Park commissioners have said they're open to allowing the village to make improvements, but only after an engineering study of five options to determine which would best solve neighbors' flooding problems and how the changes would affect the ecosystem of the pond and the park surrounding it.

The village budgeted $20,000 for the study, planning to analyze just one option.

But with the addition of four ideas proposed by the park district, the study came in at $52,264, a cost trustees approved in late June.

"The original budget estimate reflected one option and really sort of a nuts and bolts approach," said Carl Goldsmith, Lombard's public works director. "When we started our dialogue with the park district, our scope expanded."

The village proposes installing pumps to decrease the depth of the pond by one foot during dry conditions.
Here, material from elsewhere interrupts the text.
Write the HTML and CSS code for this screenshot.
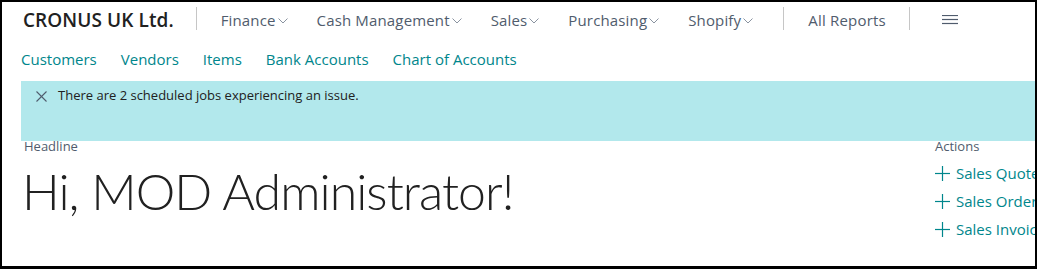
FILE: index.html
```html
<!DOCTYPE html>
<html>
<head>
<meta charset="utf-8">
<link rel="stylesheet" href="styles.css">
</head>
<body>
<div class="frame">
  <header class="topbar">
    <div class="company">CRONUS UK Ltd.</div>
    <span class="sep sep-first"></span>
    <nav class="menu">
      <span class="mitem">Finance<svg class="chev" viewBox="0 0 10 6"><polyline points="0.5,0.5 5,5 9.5,0.5"/></svg></span>
      <span class="mitem">Cash Management<svg class="chev" viewBox="0 0 10 6"><polyline points="0.5,0.5 5,5 9.5,0.5"/></svg></span>
      <span class="mitem">Sales<svg class="chev" viewBox="0 0 10 6"><polyline points="0.5,0.5 5,5 9.5,0.5"/></svg></span>
      <span class="mitem">Purchasing<svg class="chev" viewBox="0 0 10 6"><polyline points="0.5,0.5 5,5 9.5,0.5"/></svg></span>
      <span class="mitem">Shopify<svg class="chev" viewBox="0 0 10 6"><polyline points="0.5,0.5 5,5 9.5,0.5"/></svg></span>
    </nav>
    <span class="sep sep-menu"></span>
    <span class="mitem reports">All Reports</span>
    <span class="sep sep-reports"></span>
    <svg class="burger" viewBox="0 0 16 10"><line x1="0" y1="0.5" x2="16" y2="0.5"/><line x1="0" y1="4.5" x2="16" y2="4.5"/><line x1="0" y1="8.5" x2="16" y2="8.5"/></svg>
  </header>
  <nav class="links">
    <a class="link">Customers</a>
    <a class="link">Vendors</a>
    <a class="link">Items</a>
    <a class="link">Bank Accounts</a>
    <a class="link">Chart of Accounts</a>
  </nav>
  <div class="banner">
    <svg class="close" viewBox="0 0 11 11"><line x1="0.5" y1="0.5" x2="10.5" y2="10.5"/><line x1="10.5" y1="0.5" x2="0.5" y2="10.5"/></svg>
    <span class="msg">There are 2 scheduled jobs experiencing an issue.</span>
  </div>
  <main class="main">
    <section class="headline">
      <div class="caption">Headline</div>
      <h1 class="greeting">Hi, MOD Administrator!</h1>
    </section>
    <section class="actions">
      <div class="caption">Actions</div>
      <div class="action-list">
        <a class="action"><svg class="plus" viewBox="0 0 15 15"><line x1="7.5" y1="0" x2="7.5" y2="15"/><line x1="0" y1="7.5" x2="15" y2="7.5"/></svg>Sales Quote</a>
        <a class="action"><svg class="plus" viewBox="0 0 15 15"><line x1="7.5" y1="0" x2="7.5" y2="15"/><line x1="0" y1="7.5" x2="15" y2="7.5"/></svg>Sales Order</a>
        <a class="action"><svg class="plus" viewBox="0 0 15 15"><line x1="7.5" y1="0" x2="7.5" y2="15"/><line x1="0" y1="7.5" x2="15" y2="7.5"/></svg>Sales Invoice</a>
      </div>
    </section>
  </main>
</div>
</body>
</html>
```

FILE: styles.css
```css
html, body {
  margin: 0;
  padding: 0;
  background: #fff;
}
body {
  font-family: "Open Sans", "Noto Sans", sans-serif;
  color: #212121;
}
.frame {
  width: 1037px;
  height: 269px;
  box-sizing: border-box;
  border: 2px solid #000;
  border-bottom-width: 3px;
  overflow: hidden;
  padding-left: 19px;
}
.topbar {
  display: flex;
  align-items: center;
  height: 36px;
  white-space: nowrap;
}
.company {
  font-size: 19px;
  font-weight: 600;
  color: #212121;
  margin-left: 2px;
  letter-spacing: 0.08px;
}
.sep {
  width: 1px;
  height: 23px;
  background: #c6c6c6;
  margin: 5px 24px 0 24px;
  align-self: flex-start;
}
.sep-first {
  margin-left: 22px;
}
.sep-menu {
  margin-left: 30px;
}
.sep-reports {
  margin-left: 23px;
}
.menu {
  display: flex;
  gap: 29px;
}
.mitem {
  font-size: 15px;
  color: #505c6d;
  display: inline-flex;
  align-items: center;
  letter-spacing: 0.15px;
}
.reports {
  letter-spacing: 0.2px;
}
.chev {
  width: 10px;
  height: 6px;
  margin-left: 2px;
  margin-top: 2px;
  fill: none;
  stroke: #8a93a0;
  stroke-width: 1;
}
.burger {
  width: 16px;
  height: 10px;
  margin-left: 8px;
  stroke: #505c6d;
  stroke-width: 1.2;
}
.links {
  display: flex;
  gap: 24px;
  height: 43px;
  padding-bottom: 1px;
  box-sizing: border-box;
  align-items: center;
  white-space: nowrap;
}
.link {
  font-size: 15px;
  color: #00868c;
}
.banner {
  background: #b2e8ec;
  height: 60px;
  display: flex;
  align-items: flex-start;
  padding: 5px 0 0 15px;
  box-sizing: border-box;
  margin-right: -20px;
}
.close {
  width: 11px;
  height: 11px;
  flex-shrink: 0;
  margin-top: 5px;
  stroke: #505c6d;
  stroke-width: 1.1;
}
.msg {
  font-size: 13px;
  color: #212121;
  margin-left: 11px;
}
.main {
  display: flex;
  white-space: nowrap;
}
.headline {
  flex: 1;
  padding-left: 3px;
}
.caption {
  font-size: 13px;
  color: #505c6d;
  line-height: 16px;
  margin-top: -3px;
}
.greeting {
  margin: 7px 0 0 -2px;
  font-family: "Lato", "Open Sans", sans-serif;
  font-size: 50px;
  font-weight: 300;
  line-height: 60px;
  color: #212121;
  letter-spacing: -0.95px;
}
.actions {
  width: 100px;
  flex: 0 0 100px;
}
.action-list {
  margin-top: 5px;
}
.action {
  display: flex;
  align-items: center;
  height: 28px;
  font-size: 15px;
  color: #00868c;
}
.plus {
  width: 15px;
  height: 15px;
  flex-shrink: 0;
  stroke: #00868c;
  stroke-width: 1.2;
  margin-right: 6px;
}
```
That would enable the pond to hold more rain when storms hit.

"If they lower the pond, there is a concern that there's going to be less wildlife there," Sullivan said. "I think it would look fine as a wetland, but some people don't like that look."

Other options proposed by the park district include expanding the pond's surface area so it can hold more water; lowering the pond by installing a gravity sewer system to help water flow into the sewer system naturally; and two options that include dredging the pond.

Terrace View Pond has been a water retention area since it was built in 1972 under an intergovernmental agreement between the village and the park district, according to Village Manager David Hulseberg.

Although the study, to be conducted by Christopher B. Burke Engineering, Ltd., of Rosemont, now costs more than the village projected, Trustee Greg Gron said finding the best solution to keep water out of residents' basements is worth the extra investment.

"Whether or not it's a couple extra bucks, it's good for the residents in the area," said Gron, whose district includes Terrace View Pond and neighborhoods around it.

When the study is complete, it will suggest which option would best solve flood problems around the pond. The finished document should be ready in time for the park board and the village board to vote on it separately at meetings in September, Gron said.

Sullivan said neighbors appreciate progress the village is making toward improving drainage in their area, but more could be done to speed the process. Neighbors are not concerned about the study's higher price tag because many of them paid between $30,000 and $70,000 for cleanup and repairs to their homes after last July's torrential rains, she said.